* **Data for the task**:
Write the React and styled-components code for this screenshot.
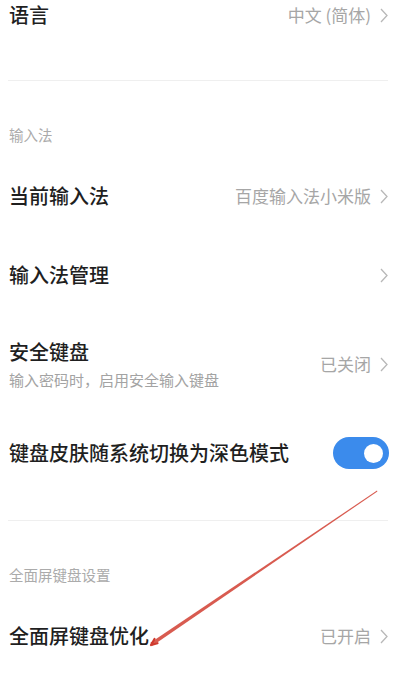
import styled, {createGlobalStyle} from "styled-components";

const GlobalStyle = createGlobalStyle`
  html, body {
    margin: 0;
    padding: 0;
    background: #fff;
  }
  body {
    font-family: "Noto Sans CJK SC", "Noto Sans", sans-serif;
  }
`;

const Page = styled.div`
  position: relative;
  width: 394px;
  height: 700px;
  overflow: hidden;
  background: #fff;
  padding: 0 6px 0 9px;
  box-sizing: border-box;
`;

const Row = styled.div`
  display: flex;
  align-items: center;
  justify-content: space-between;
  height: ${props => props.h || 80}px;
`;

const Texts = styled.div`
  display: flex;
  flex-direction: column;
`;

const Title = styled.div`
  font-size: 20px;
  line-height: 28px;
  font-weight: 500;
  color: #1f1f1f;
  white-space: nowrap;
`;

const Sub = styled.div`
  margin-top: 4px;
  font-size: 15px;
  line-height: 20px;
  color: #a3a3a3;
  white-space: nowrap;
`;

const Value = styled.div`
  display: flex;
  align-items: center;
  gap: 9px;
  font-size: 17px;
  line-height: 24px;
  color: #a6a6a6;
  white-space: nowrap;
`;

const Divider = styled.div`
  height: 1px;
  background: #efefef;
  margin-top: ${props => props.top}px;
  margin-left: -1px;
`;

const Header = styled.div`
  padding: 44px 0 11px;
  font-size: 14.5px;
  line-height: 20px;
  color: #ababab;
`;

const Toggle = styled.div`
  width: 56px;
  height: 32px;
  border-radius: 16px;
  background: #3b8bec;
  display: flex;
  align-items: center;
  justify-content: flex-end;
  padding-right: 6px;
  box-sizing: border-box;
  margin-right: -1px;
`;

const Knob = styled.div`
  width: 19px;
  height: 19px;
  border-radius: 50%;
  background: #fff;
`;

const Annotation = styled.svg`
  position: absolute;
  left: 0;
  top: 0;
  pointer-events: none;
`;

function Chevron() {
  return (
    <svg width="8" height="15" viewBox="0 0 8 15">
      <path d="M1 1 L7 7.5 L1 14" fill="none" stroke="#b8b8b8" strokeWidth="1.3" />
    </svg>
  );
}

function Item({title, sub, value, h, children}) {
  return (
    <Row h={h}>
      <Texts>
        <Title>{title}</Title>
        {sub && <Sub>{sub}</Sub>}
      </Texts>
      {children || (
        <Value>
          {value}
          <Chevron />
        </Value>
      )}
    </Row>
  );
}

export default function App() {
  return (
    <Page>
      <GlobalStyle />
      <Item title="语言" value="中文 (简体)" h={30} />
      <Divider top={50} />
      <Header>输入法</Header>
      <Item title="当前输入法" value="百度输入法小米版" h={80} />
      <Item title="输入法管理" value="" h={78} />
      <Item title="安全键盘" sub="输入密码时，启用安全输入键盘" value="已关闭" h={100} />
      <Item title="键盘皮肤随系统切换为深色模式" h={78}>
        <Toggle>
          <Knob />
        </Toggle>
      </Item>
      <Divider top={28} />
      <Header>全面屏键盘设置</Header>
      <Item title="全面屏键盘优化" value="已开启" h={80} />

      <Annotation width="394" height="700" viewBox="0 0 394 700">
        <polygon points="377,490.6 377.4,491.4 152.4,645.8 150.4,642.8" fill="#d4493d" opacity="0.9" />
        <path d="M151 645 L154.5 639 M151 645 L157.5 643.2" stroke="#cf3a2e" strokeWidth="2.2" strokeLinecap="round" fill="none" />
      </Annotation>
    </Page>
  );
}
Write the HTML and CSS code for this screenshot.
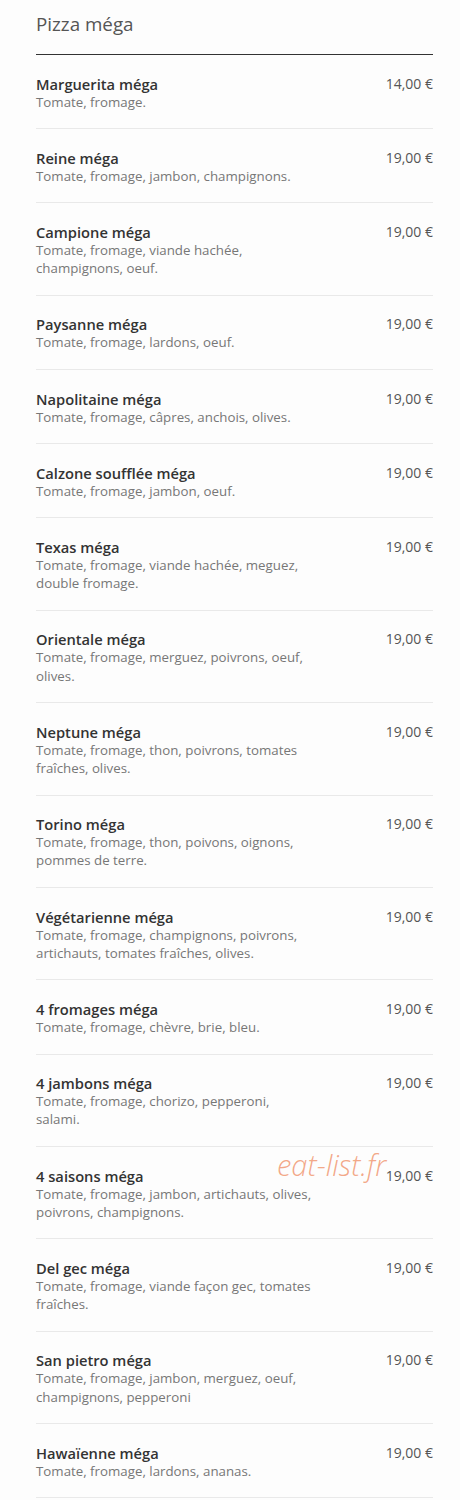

* **Given instruction**: Copy the whole listing above word for word but do not carry over the pictures.

* **Finished answer**:
Write the React and styled-components code for this screenshot.
import styled, {createGlobalStyle} from "styled-components";

const GlobalStyle = createGlobalStyle`
  html, body {
    margin: 0;
    padding: 0;
    background: #fff;
  }
  body {
    font-family: "Noto Sans CJK SC", "Noto Sans", sans-serif;
  }
`;

const Page = styled.div`
  position: relative;
  width: 394px;
  height: 700px;
  overflow: hidden;
  background: #fff;
  padding: 0 6px 0 9px;
  box-sizing: border-box;
`;

const Row = styled.div`
  display: flex;
  align-items: center;
  justify-content: space-between;
  height: ${props => props.h || 80}px;
`;

const Texts = styled.div`
  display: flex;
  flex-direction: column;
`;

const Title = styled.div`
  font-size: 20px;
  line-height: 28px;
  font-weight: 500;
  color: #1f1f1f;
  white-space: nowrap;
`;

const Sub = styled.div`
  margin-top: 4px;
  font-size: 15px;
  line-height: 20px;
  color: #a3a3a3;
  white-space: nowrap;
`;

const Value = styled.div`
  display: flex;
  align-items: center;
  gap: 9px;
  font-size: 17px;
  line-height: 24px;
  color: #a6a6a6;
  white-space: nowrap;
`;

const Divider = styled.div`
  height: 1px;
  background: #efefef;
  margin-top: ${props => props.top}px;
  margin-left: -1px;
`;

const Header = styled.div`
  padding: 44px 0 11px;
  font-size: 14.5px;
  line-height: 20px;
  color: #ababab;
`;

const Toggle = styled.div`
  width: 56px;
  height: 32px;
  border-radius: 16px;
  background: #3b8bec;
  display: flex;
  align-items: center;
  justify-content: flex-end;
  padding-right: 6px;
  box-sizing: border-box;
  margin-right: -1px;
`;

const Knob = styled.div`
  width: 19px;
  height: 19px;
  border-radius: 50%;
  background: #fff;
`;

const Annotation = styled.svg`
  position: absolute;
  left: 0;
  top: 0;
  pointer-events: none;
`;

function Chevron() {
  return (
    <svg width="8" height="15" viewBox="0 0 8 15">
      <path d="M1 1 L7 7.5 L1 14" fill="none" stroke="#b8b8b8" strokeWidth="1.3" />
    </svg>
  );
}

function Item({title, sub, value, h, children}) {
  return (
    <Row h={h}>
      <Texts>
        <Title>{title}</Title>
        {sub && <Sub>{sub}</Sub>}
      </Texts>
      {children || (
        <Value>
          {value}
          <Chevron />
        </Value>
      )}
    </Row>
  );
}

export default function App() {
  return (
    <Page>
      <GlobalStyle />
      <Item title="语言" value="中文 (简体)" h={30} />
      <Divider top={50} />
      <Header>输入法</Header>
      <Item title="当前输入法" value="百度输入法小米版" h={80} />
      <Item title="输入法管理" value="" h={78} />
      <Item title="安全键盘" sub="输入密码时，启用安全输入键盘" value="已关闭" h={100} />
      <Item title="键盘皮肤随系统切换为深色模式" h={78}>
        <Toggle>
          <Knob />
        </Toggle>
      </Item>
      <Divider top={28} />
      <Header>全面屏键盘设置</Header>
      <Item title="全面屏键盘优化" value="已开启" h={80} />

      <Annotation width="394" height="700" viewBox="0 0 394 700">
        <polygon points="377,490.6 377.4,491.4 152.4,645.8 150.4,642.8" fill="#d4493d" opacity="0.9" />
        <path d="M151 645 L154.5 639 M151 645 L157.5 643.2" stroke="#cf3a2e" strokeWidth="2.2" strokeLinecap="round" fill="none" />
      </Annotation>
    </Page>
  );
}
Write the HTML and CSS code for this screenshot.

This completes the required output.